Set down the whole listing verbatim.

━━━ Supplied material ━━━

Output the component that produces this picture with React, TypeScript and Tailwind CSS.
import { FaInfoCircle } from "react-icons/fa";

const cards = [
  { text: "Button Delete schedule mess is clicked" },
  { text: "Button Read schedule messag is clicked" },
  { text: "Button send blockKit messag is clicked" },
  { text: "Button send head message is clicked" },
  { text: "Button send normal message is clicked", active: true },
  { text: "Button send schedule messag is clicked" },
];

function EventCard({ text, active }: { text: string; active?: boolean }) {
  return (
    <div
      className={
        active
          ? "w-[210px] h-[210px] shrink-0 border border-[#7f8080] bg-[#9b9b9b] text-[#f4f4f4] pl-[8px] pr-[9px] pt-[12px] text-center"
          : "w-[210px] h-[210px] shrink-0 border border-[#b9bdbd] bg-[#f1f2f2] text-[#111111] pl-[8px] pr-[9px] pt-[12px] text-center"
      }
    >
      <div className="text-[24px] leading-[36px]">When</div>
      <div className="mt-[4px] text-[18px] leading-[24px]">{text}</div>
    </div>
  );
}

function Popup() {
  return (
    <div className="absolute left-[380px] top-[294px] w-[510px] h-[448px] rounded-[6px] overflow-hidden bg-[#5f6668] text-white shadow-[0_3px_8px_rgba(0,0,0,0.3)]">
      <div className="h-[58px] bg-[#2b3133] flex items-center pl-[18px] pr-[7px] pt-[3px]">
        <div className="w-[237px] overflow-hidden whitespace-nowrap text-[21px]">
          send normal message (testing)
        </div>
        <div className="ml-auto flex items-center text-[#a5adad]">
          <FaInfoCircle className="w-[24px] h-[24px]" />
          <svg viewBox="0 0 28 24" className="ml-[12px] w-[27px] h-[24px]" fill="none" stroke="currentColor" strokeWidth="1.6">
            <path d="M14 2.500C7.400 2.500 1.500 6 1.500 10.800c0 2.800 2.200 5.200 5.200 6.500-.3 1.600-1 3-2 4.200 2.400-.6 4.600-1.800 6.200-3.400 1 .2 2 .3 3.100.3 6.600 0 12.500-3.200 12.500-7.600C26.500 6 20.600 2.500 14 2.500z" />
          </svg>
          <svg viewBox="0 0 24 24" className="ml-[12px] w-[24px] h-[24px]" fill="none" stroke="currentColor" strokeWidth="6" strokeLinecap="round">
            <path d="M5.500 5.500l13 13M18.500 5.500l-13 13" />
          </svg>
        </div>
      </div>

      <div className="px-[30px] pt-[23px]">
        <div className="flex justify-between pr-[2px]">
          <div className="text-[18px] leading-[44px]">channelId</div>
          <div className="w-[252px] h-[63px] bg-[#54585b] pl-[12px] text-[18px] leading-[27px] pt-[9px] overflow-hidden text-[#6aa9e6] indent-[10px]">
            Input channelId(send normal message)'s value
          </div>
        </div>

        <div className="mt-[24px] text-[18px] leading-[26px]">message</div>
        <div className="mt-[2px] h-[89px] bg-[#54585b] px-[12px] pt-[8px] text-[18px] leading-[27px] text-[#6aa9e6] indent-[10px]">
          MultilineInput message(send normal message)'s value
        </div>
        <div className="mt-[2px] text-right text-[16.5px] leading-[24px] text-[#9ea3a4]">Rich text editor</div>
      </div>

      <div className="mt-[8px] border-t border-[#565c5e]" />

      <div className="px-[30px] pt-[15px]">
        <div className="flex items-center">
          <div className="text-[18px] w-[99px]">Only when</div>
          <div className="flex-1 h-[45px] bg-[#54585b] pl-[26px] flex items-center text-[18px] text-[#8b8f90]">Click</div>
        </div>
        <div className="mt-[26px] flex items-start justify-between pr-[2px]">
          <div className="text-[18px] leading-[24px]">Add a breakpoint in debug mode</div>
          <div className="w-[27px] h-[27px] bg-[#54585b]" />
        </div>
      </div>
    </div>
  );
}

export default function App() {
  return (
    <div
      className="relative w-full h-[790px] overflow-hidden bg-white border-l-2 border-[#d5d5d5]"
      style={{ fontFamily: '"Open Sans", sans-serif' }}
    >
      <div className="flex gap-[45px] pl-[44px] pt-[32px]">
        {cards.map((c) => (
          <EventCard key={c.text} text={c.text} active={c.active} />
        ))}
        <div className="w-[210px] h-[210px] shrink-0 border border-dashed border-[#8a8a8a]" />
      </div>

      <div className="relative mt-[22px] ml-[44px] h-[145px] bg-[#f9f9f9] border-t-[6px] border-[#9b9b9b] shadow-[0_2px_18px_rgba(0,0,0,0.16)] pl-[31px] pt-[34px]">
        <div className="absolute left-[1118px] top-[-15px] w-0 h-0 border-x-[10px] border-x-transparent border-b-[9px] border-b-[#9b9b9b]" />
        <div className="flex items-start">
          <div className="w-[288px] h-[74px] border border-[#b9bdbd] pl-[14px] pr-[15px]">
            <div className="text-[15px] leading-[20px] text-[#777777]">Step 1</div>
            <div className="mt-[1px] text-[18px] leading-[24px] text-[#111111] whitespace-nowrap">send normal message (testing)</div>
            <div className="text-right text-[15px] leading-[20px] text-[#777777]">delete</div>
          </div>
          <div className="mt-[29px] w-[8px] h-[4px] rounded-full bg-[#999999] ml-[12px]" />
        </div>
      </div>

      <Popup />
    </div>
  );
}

━━━

▶ [Response to the exercise]
Output the component that produces this picture with React, TypeScript and Tailwind CSS.
import { FaInfoCircle } from "react-icons/fa";

const cards = [
  { text: "Button Delete schedule mess is clicked" },
  { text: "Button Read schedule messag is clicked" },
  { text: "Button send blockKit messag is clicked" },
  { text: "Button send head message is clicked" },
  { text: "Button send normal message is clicked", active: true },
  { text: "Button send schedule messag is clicked" },
];

function EventCard({ text, active }: { text: string; active?: boolean }) {
  return (
    <div
      className={
        active
          ? "w-[210px] h-[210px] shrink-0 border border-[#7f8080] bg-[#9b9b9b] text-[#f4f4f4] pl-[8px] pr-[9px] pt-[12px] text-center"
          : "w-[210px] h-[210px] shrink-0 border border-[#b9bdbd] bg-[#f1f2f2] text-[#111111] pl-[8px] pr-[9px] pt-[12px] text-center"
      }
    >
      <div className="text-[24px] leading-[36px]">When</div>
      <div className="mt-[4px] text-[18px] leading-[24px]">{text}</div>
    </div>
  );
}

function Popup() {
  return (
    <div className="absolute left-[380px] top-[294px] w-[510px] h-[448px] rounded-[6px] overflow-hidden bg-[#5f6668] text-white shadow-[0_3px_8px_rgba(0,0,0,0.3)]">
      <div className="h-[58px] bg-[#2b3133] flex items-center pl-[18px] pr-[7px] pt-[3px]">
        <div className="w-[237px] overflow-hidden whitespace-nowrap text-[21px]">
          send normal message (testing)
        </div>
        <div className="ml-auto flex items-center text-[#a5adad]">
          <FaInfoCircle className="w-[24px] h-[24px]" />
          <svg viewBox="0 0 28 24" className="ml-[12px] w-[27px] h-[24px]" fill="none" stroke="currentColor" strokeWidth="1.6">
            <path d="M14 2.500C7.400 2.500 1.500 6 1.500 10.800c0 2.800 2.200 5.200 5.200 6.500-.3 1.600-1 3-2 4.200 2.400-.6 4.600-1.800 6.200-3.400 1 .2 2 .3 3.100.3 6.600 0 12.500-3.200 12.500-7.600C26.500 6 20.600 2.500 14 2.500z" />
          </svg>
          <svg viewBox="0 0 24 24" className="ml-[12px] w-[24px] h-[24px]" fill="none" stroke="currentColor" strokeWidth="6" strokeLinecap="round">
            <path d="M5.500 5.500l13 13M18.500 5.500l-13 13" />
          </svg>
        </div>
      </div>

      <div className="px-[30px] pt-[23px]">
        <div className="flex justify-between pr-[2px]">
          <div className="text-[18px] leading-[44px]">channelId</div>
          <div className="w-[252px] h-[63px] bg-[#54585b] pl-[12px] text-[18px] leading-[27px] pt-[9px] overflow-hidden text-[#6aa9e6] indent-[10px]">
            Input channelId(send normal message)'s value
          </div>
        </div>

        <div className="mt-[24px] text-[18px] leading-[26px]">message</div>
        <div className="mt-[2px] h-[89px] bg-[#54585b] px-[12px] pt-[8px] text-[18px] leading-[27px] text-[#6aa9e6] indent-[10px]">
          MultilineInput message(send normal message)'s value
        </div>
        <div className="mt-[2px] text-right text-[16.5px] leading-[24px] text-[#9ea3a4]">Rich text editor</div>
      </div>

      <div className="mt-[8px] border-t border-[#565c5e]" />

      <div className="px-[30px] pt-[15px]">
        <div className="flex items-center">
          <div className="text-[18px] w-[99px]">Only when</div>
          <div className="flex-1 h-[45px] bg-[#54585b] pl-[26px] flex items-center text-[18px] text-[#8b8f90]">Click</div>
        </div>
        <div className="mt-[26px] flex items-start justify-between pr-[2px]">
          <div className="text-[18px] leading-[24px]">Add a breakpoint in debug mode</div>
          <div className="w-[27px] h-[27px] bg-[#54585b]" />
        </div>
      </div>
    </div>
  );
}

export default function App() {
  return (
    <div
      className="relative w-full h-[790px] overflow-hidden bg-white border-l-2 border-[#d5d5d5]"
      style={{ fontFamily: '"Open Sans", sans-serif' }}
    >
      <div className="flex gap-[45px] pl-[44px] pt-[32px]">
        {cards.map((c) => (
          <EventCard key={c.text} text={c.text} active={c.active} />
        ))}
        <div className="w-[210px] h-[210px] shrink-0 border border-dashed border-[#8a8a8a]" />
      </div>

      <div className="relative mt-[22px] ml-[44px] h-[145px] bg-[#f9f9f9] border-t-[6px] border-[#9b9b9b] shadow-[0_2px_18px_rgba(0,0,0,0.16)] pl-[31px] pt-[34px]">
        <div className="absolute left-[1118px] top-[-15px] w-0 h-0 border-x-[10px] border-x-transparent border-b-[9px] border-b-[#9b9b9b]" />
        <div className="flex items-start">
          <div className="w-[288px] h-[74px] border border-[#b9bdbd] pl-[14px] pr-[15px]">
            <div className="text-[15px] leading-[20px] text-[#777777]">Step 1</div>
            <div className="mt-[1px] text-[18px] leading-[24px] text-[#111111] whitespace-nowrap">send normal message (testing)</div>
            <div className="text-right text-[15px] leading-[20px] text-[#777777]">delete</div>
          </div>
          <div className="mt-[29px] w-[8px] h-[4px] rounded-full bg-[#999999] ml-[12px]" />
        </div>
      </div>

      <Popup />
    </div>
  );
}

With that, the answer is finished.